- PROBLEM DESCRIPTION
Skip the pictures. Transcribe the rest of the data below without changing a word.

━━ DATA ━━

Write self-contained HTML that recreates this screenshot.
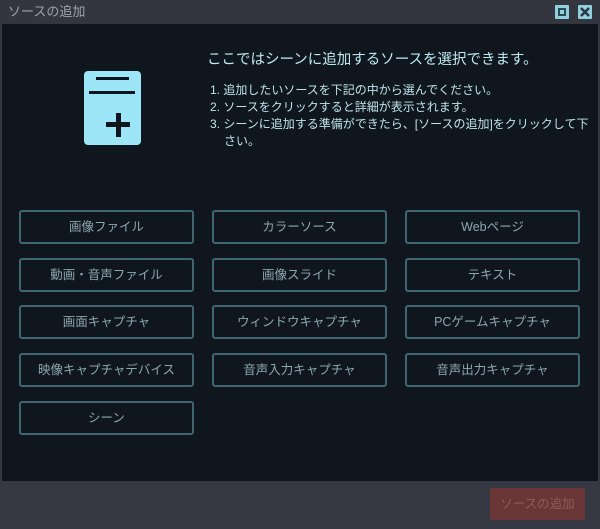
<!DOCTYPE html>
<html><head><meta charset="utf-8"><style>
*{margin:0;padding:0;box-sizing:border-box}
body{width:600px;height:529px;background:#353842;position:relative;overflow:hidden;font-family:"Liberation Sans","Noto Sans CJK JP",sans-serif}
.title{position:absolute;left:0;top:0;width:600px;height:24px;background:#33363f;color:#9aa3ad;font-size:13px;line-height:24px;padding-left:8px}
.ic{position:absolute;top:5px;width:14px;height:14px;background:#8fd0dc;border-radius:1px}
.main{position:absolute;left:2px;top:24px;width:596px;height:457px;background:#10161d}
.h{position:absolute;left:207px;top:48px;color:#bfeaf2;font-size:14.5px}
.list{position:absolute;left:210px;top:82px;color:#bfe3ea;font-size:12px;line-height:17px;width:390px;white-space:nowrap}
.list div{padding-left:14px;text-indent:-14px}
.b{position:absolute;width:175px;height:34px;border:2px solid #3f6670;border-radius:3px;color:#8da7b0;font-size:12.5px;text-align:center;line-height:30px}
.foot{position:absolute;left:490px;top:488px;width:95px;height:32px;background:#6a3537;border-radius:2px;color:#8d5a5d;font-size:12.5px;text-align:center;line-height:32px}
</style></head><body>
<div class="title">ソースの追加</div>
<div class="ic" style="left:555px"><svg width="14" height="14"><rect x="3" y="3" width="8" height="8" fill="#2a4a55"/><rect x="5" y="5" width="4" height="4" fill="#8fd0dc"/></svg></div>
<div class="ic" style="left:578px"><svg width="14" height="14"><path d="M3 3L11 11M11 3L3 11" stroke="#2a3a45" stroke-width="2.5"/></svg></div>
<div class="main"></div>
<svg style="position:absolute;left:84px;top:71px" width="58" height="75"><rect x="0" y="0" width="57" height="74" rx="4" fill="#9ce6f7"/><rect x="12" y="6" width="33" height="3" fill="#10161d"/><rect x="5" y="20" width="46" height="3" fill="#10161d"/><rect x="32" y="42" width="5" height="24" fill="#10161d"/><rect x="22" y="51" width="24" height="5" fill="#10161d"/></svg>
<div class="h">ここではシーンに追加するソースを選択できます。</div>
<div class="list">
<div>1. 追加したいソースを下記の中から選んでください。</div>
<div>2. ソースをクリックすると詳細が表示されます。</div>
<div>3. シーンに追加する準備ができたら、[ソースの追加]をクリックして下<br>さい。</div>
</div>
<div class="b" style="left:19px;top:210px">画像ファイル</div>
<div class="b" style="left:212px;top:210px">カラーソース</div>
<div class="b" style="left:405px;top:210px">Webページ</div>
<div class="b" style="left:19px;top:258px">動画・音声ファイル</div>
<div class="b" style="left:212px;top:258px">画像スライド</div>
<div class="b" style="left:405px;top:258px">テキスト</div>
<div class="b" style="left:19px;top:305px">画面キャプチャ</div>
<div class="b" style="left:212px;top:305px">ウィンドウキャプチャ</div>
<div class="b" style="left:405px;top:305px">PCゲームキャプチャ</div>
<div class="b" style="left:19px;top:353px">映像キャプチャデバイス</div>
<div class="b" style="left:212px;top:353px">音声入力キャプチャ</div>
<div class="b" style="left:405px;top:353px">音声出力キャプチャ</div>
<div class="b" style="left:19px;top:401px">シーン</div>
<div class="foot">ソースの追加</div>
</body></html>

━━━

- WRITTEN REPLY
Write self-contained HTML that recreates this screenshot.
<!DOCTYPE html>
<html><head><meta charset="utf-8"><style>
*{margin:0;padding:0;box-sizing:border-box}
body{width:600px;height:529px;background:#353842;position:relative;overflow:hidden;font-family:"Liberation Sans","Noto Sans CJK JP",sans-serif}
.title{position:absolute;left:0;top:0;width:600px;height:24px;background:#33363f;color:#9aa3ad;font-size:13px;line-height:24px;padding-left:8px}
.ic{position:absolute;top:5px;width:14px;height:14px;background:#8fd0dc;border-radius:1px}
.main{position:absolute;left:2px;top:24px;width:596px;height:457px;background:#10161d}
.h{position:absolute;left:207px;top:48px;color:#bfeaf2;font-size:14.5px}
.list{position:absolute;left:210px;top:82px;color:#bfe3ea;font-size:12px;line-height:17px;width:390px;white-space:nowrap}
.list div{padding-left:14px;text-indent:-14px}
.b{position:absolute;width:175px;height:34px;border:2px solid #3f6670;border-radius:3px;color:#8da7b0;font-size:12.5px;text-align:center;line-height:30px}
.foot{position:absolute;left:490px;top:488px;width:95px;height:32px;background:#6a3537;border-radius:2px;color:#8d5a5d;font-size:12.5px;text-align:center;line-height:32px}
</style></head><body>
<div class="title">ソースの追加</div>
<div class="ic" style="left:555px"><svg width="14" height="14"><rect x="3" y="3" width="8" height="8" fill="#2a4a55"/><rect x="5" y="5" width="4" height="4" fill="#8fd0dc"/></svg></div>
<div class="ic" style="left:578px"><svg width="14" height="14"><path d="M3 3L11 11M11 3L3 11" stroke="#2a3a45" stroke-width="2.5"/></svg></div>
<div class="main"></div>
<svg style="position:absolute;left:84px;top:71px" width="58" height="75"><rect x="0" y="0" width="57" height="74" rx="4" fill="#9ce6f7"/><rect x="12" y="6" width="33" height="3" fill="#10161d"/><rect x="5" y="20" width="46" height="3" fill="#10161d"/><rect x="32" y="42" width="5" height="24" fill="#10161d"/><rect x="22" y="51" width="24" height="5" fill="#10161d"/></svg>
<div class="h">ここではシーンに追加するソースを選択できます。</div>
<div class="list">
<div>1. 追加したいソースを下記の中から選んでください。</div>
<div>2. ソースをクリックすると詳細が表示されます。</div>
<div>3. シーンに追加する準備ができたら、[ソースの追加]をクリックして下<br>さい。</div>
</div>
<div class="b" style="left:19px;top:210px">画像ファイル</div>
<div class="b" style="left:212px;top:210px">カラーソース</div>
<div class="b" style="left:405px;top:210px">Webページ</div>
<div class="b" style="left:19px;top:258px">動画・音声ファイル</div>
<div class="b" style="left:212px;top:258px">画像スライド</div>
<div class="b" style="left:405px;top:258px">テキスト</div>
<div class="b" style="left:19px;top:305px">画面キャプチャ</div>
<div class="b" style="left:212px;top:305px">ウィンドウキャプチャ</div>
<div class="b" style="left:405px;top:305px">PCゲームキャプチャ</div>
<div class="b" style="left:19px;top:353px">映像キャプチャデバイス</div>
<div class="b" style="left:212px;top:353px">音声入力キャプチャ</div>
<div class="b" style="left:405px;top:353px">音声出力キャプチャ</div>
<div class="b" style="left:19px;top:401px">シーン</div>
<div class="foot">ソースの追加</div>
</body></html>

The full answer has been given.